* Set exercise *
Copy nothing but the text: reproduce each line of the listing exactly and leave the pictures out.

* Information provided *
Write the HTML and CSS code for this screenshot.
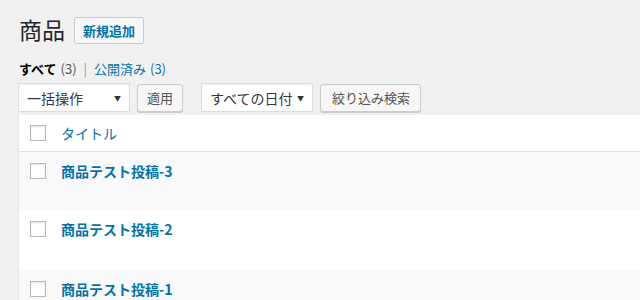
FILE: index.html
```html
<!DOCTYPE html>
<html lang="ja">
<head>
  <meta charset="UTF-8" />
  <title>商品</title>
  <link rel="stylesheet" href="styles.css">
</head>
<body>
  <div class="wrap">
    <!-- Page heading -->
    <div class="heading">
      <h1>商品</h1>
      <a class="add-new" href="#">新規追加</a>
    </div>

    <!-- Status filters -->
    <ul class="subsubsub">
      <li class="current">すべて <span class="count">(3)</span></li>
      <li class="sep">|</li>
      <li><a href="#">公開済み <span class="count">(3)</span></a></li>
    </ul>

    <!-- Bulk actions / filters -->
    <div class="tablenav">
      <div class="select select-bulk"><span>一括操作</span><span class="arrow">▼</span></div>
      <button class="btn">適用</button>
      <div class="select select-date"><span>すべての日付</span><span class="arrow">▼</span></div>
      <button class="btn btn-wide">絞り込み検索</button>
    </div>

    <!-- Posts list -->
    <div class="list">
      <div class="row head">
        <span class="check"></span>
        <span class="col-title">タイトル</span>
      </div>
      <div class="row alt">
        <span class="check"></span>
        <a class="row-title" href="#">商品テスト投稿-3</a>
      </div>
      <div class="row">
        <span class="check"></span>
        <a class="row-title" href="#">商品テスト投稿-2</a>
      </div>
      <div class="row alt">
        <span class="check"></span>
        <a class="row-title" href="#">商品テスト投稿-1</a>
      </div>
    </div>
  </div>
</body>
</html>
```

FILE: styles.css
```css
/* Base */
html, body {
  margin: 0;
  padding: 0;
  background: #f1f1f1;
  color: #444;
  font-family: "Noto Sans CJK JP", "Noto Sans", sans-serif;
  font-size: 13px;
  overflow: hidden;
}
a {
  color: #0073aa;
  text-decoration: none;
}
.wrap {
  padding: 14px 0 0 18px;
}

/* Heading */
.heading {
  display: flex;
  align-items: center;
  gap: 9px;
}
h1 {
  margin: 0 0 0 1px;
  font-size: 23px;
  font-weight: 400;
  line-height: 31px;
  color: #23282d;
}
.add-new {
  display: flex;
  align-items: center;
  justify-content: center;
  width: 68px;
  height: 25px;
  border: 1px solid #ccc;
  border-radius: 2px;
  background: #f7f7f7;
  font-size: 13px;
  font-weight: 700;
  margin-top: 2px;
}

/* Status links */
.subsubsub {
  list-style: none;
  display: flex;
  gap: 7px;
  margin: 14px 0 0 1px;
  padding: 0;
  line-height: 20px;
  color: #666;
}
.subsubsub .current {
  color: #000;
  font-weight: 700;
}
.subsubsub .count {
  color: #555;
  font-weight: 400;
  font-size: 13px;
  margin-left: 1px;
}
.subsubsub a .count {
  color: #0073aa;
}
.subsubsub .sep {
  color: #999;
}

/* Tablenav */
.tablenav {
  display: flex;
  align-items: center;
  margin-top: 4px;
  height: 29px;
}
.select {
  box-sizing: border-box;
  display: flex;
  align-items: center;
  justify-content: space-between;
  height: 29px;
  padding: 0 6px 0 8px;
  border: 1px solid #ddd;
  background: #fff;
  box-shadow: inset 0 1px 2px rgba(0, 0, 0, 0.07);
  font-size: 14px;
  color: #32373c;
}
.select .arrow {
  font-size: 7px;
  color: #333;
  margin-right: 2px;
}
.select-bulk {
  width: 112px;
}
.select-date {
  width: 112px;
  margin-left: 18px;
}
.btn {
  box-sizing: border-box;
  height: 28px;
  margin-left: 7px;
  padding: 0 9px;
  border: 1px solid #ccc;
  border-radius: 3px;
  background: #f7f7f7;
  box-shadow: 0 1px 0 #ccc;
  font-family: inherit;
  font-size: 13px;
  color: #555;
}
.btn-wide {
  padding: 0 10px 0 11px;
}

/* List table */
.list {
  margin-top: 3px;
  border-left: 1px solid #e5e5e5;
  background: #fff;
}
.row {
  display: flex;
  align-items: flex-start;
  gap: 15px;
  height: 58px;
  padding: 11px 0 0 11px;
  box-sizing: border-box;
  background: #fff;
}
.row:nth-child(3) {
  height: 60px;
}
.row.alt {
  background: #f9f9f9;
}
.row.head {
  height: 37px;
  align-items: center;
  padding-top: 0;
  border-bottom: 1px solid #e1e1e1;
}
.check {
  box-sizing: border-box;
  flex: none;
  width: 16px;
  height: 16px;
  border: 1px solid #b4b9be;
  background: #fff;
  box-shadow: inset 0 1px 2px rgba(0, 0, 0, 0.1);
}
.col-title {
  font-size: 14px;
  color: #0073aa;
}
.row-title {
  font-size: 14px;
  font-weight: 700;
  line-height: 16px;
}
```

* Result below *
Write the HTML and CSS code for this screenshot.
FILE: index.html
```html
<!DOCTYPE html>
<html lang="ja">
<head>
  <meta charset="UTF-8" />
  <title>商品</title>
  <link rel="stylesheet" href="styles.css">
</head>
<body>
  <div class="wrap">
    <!-- Page heading -->
    <div class="heading">
      <h1>商品</h1>
      <a class="add-new" href="#">新規追加</a>
    </div>

    <!-- Status filters -->
    <ul class="subsubsub">
      <li class="current">すべて <span class="count">(3)</span></li>
      <li class="sep">|</li>
      <li><a href="#">公開済み <span class="count">(3)</span></a></li>
    </ul>

    <!-- Bulk actions / filters -->
    <div class="tablenav">
      <div class="select select-bulk"><span>一括操作</span><span class="arrow">▼</span></div>
      <button class="btn">適用</button>
      <div class="select select-date"><span>すべての日付</span><span class="arrow">▼</span></div>
      <button class="btn btn-wide">絞り込み検索</button>
    </div>

    <!-- Posts list -->
    <div class="list">
      <div class="row head">
        <span class="check"></span>
        <span class="col-title">タイトル</span>
      </div>
      <div class="row alt">
        <span class="check"></span>
        <a class="row-title" href="#">商品テスト投稿-3</a>
      </div>
      <div class="row">
        <span class="check"></span>
        <a class="row-title" href="#">商品テスト投稿-2</a>
      </div>
      <div class="row alt">
        <span class="check"></span>
        <a class="row-title" href="#">商品テスト投稿-1</a>
      </div>
    </div>
  </div>
</body>
</html>
```

FILE: styles.css
```css
/* Base */
html, body {
  margin: 0;
  padding: 0;
  background: #f1f1f1;
  color: #444;
  font-family: "Noto Sans CJK JP", "Noto Sans", sans-serif;
  font-size: 13px;
  overflow: hidden;
}
a {
  color: #0073aa;
  text-decoration: none;
}
.wrap {
  padding: 14px 0 0 18px;
}

/* Heading */
.heading {
  display: flex;
  align-items: center;
  gap: 9px;
}
h1 {
  margin: 0 0 0 1px;
  font-size: 23px;
  font-weight: 400;
  line-height: 31px;
  color: #23282d;
}
.add-new {
  display: flex;
  align-items: center;
  justify-content: center;
  width: 68px;
  height: 25px;
  border: 1px solid #ccc;
  border-radius: 2px;
  background: #f7f7f7;
  font-size: 13px;
  font-weight: 700;
  margin-top: 2px;
}

/* Status links */
.subsubsub {
  list-style: none;
  display: flex;
  gap: 7px;
  margin: 14px 0 0 1px;
  padding: 0;
  line-height: 20px;
  color: #666;
}
.subsubsub .current {
  color: #000;
  font-weight: 700;
}
.subsubsub .count {
  color: #555;
  font-weight: 400;
  font-size: 13px;
  margin-left: 1px;
}
.subsubsub a .count {
  color: #0073aa;
}
.subsubsub .sep {
  color: #999;
}

/* Tablenav */
.tablenav {
  display: flex;
  align-items: center;
  margin-top: 4px;
  height: 29px;
}
.select {
  box-sizing: border-box;
  display: flex;
  align-items: center;
  justify-content: space-between;
  height: 29px;
  padding: 0 6px 0 8px;
  border: 1px solid #ddd;
  background: #fff;
  box-shadow: inset 0 1px 2px rgba(0, 0, 0, 0.07);
  font-size: 14px;
  color: #32373c;
}
.select .arrow {
  font-size: 7px;
  color: #333;
  margin-right: 2px;
}
.select-bulk {
  width: 112px;
}
.select-date {
  width: 112px;
  margin-left: 18px;
}
.btn {
  box-sizing: border-box;
  height: 28px;
  margin-left: 7px;
  padding: 0 9px;
  border: 1px solid #ccc;
  border-radius: 3px;
  background: #f7f7f7;
  box-shadow: 0 1px 0 #ccc;
  font-family: inherit;
  font-size: 13px;
  color: #555;
}
.btn-wide {
  padding: 0 10px 0 11px;
}

/* List table */
.list {
  margin-top: 3px;
  border-left: 1px solid #e5e5e5;
  background: #fff;
}
.row {
  display: flex;
  align-items: flex-start;
  gap: 15px;
  height: 58px;
  padding: 11px 0 0 11px;
  box-sizing: border-box;
  background: #fff;
}
.row:nth-child(3) {
  height: 60px;
}
.row.alt {
  background: #f9f9f9;
}
.row.head {
  height: 37px;
  align-items: center;
  padding-top: 0;
  border-bottom: 1px solid #e1e1e1;
}
.check {
  box-sizing: border-box;
  flex: none;
  width: 16px;
  height: 16px;
  border: 1px solid #b4b9be;
  background: #fff;
  box-shadow: inset 0 1px 2px rgba(0, 0, 0, 0.1);
}
.col-title {
  font-size: 14px;
  color: #0073aa;
}
.row-title {
  font-size: 14px;
  font-weight: 700;
  line-height: 16px;
}
```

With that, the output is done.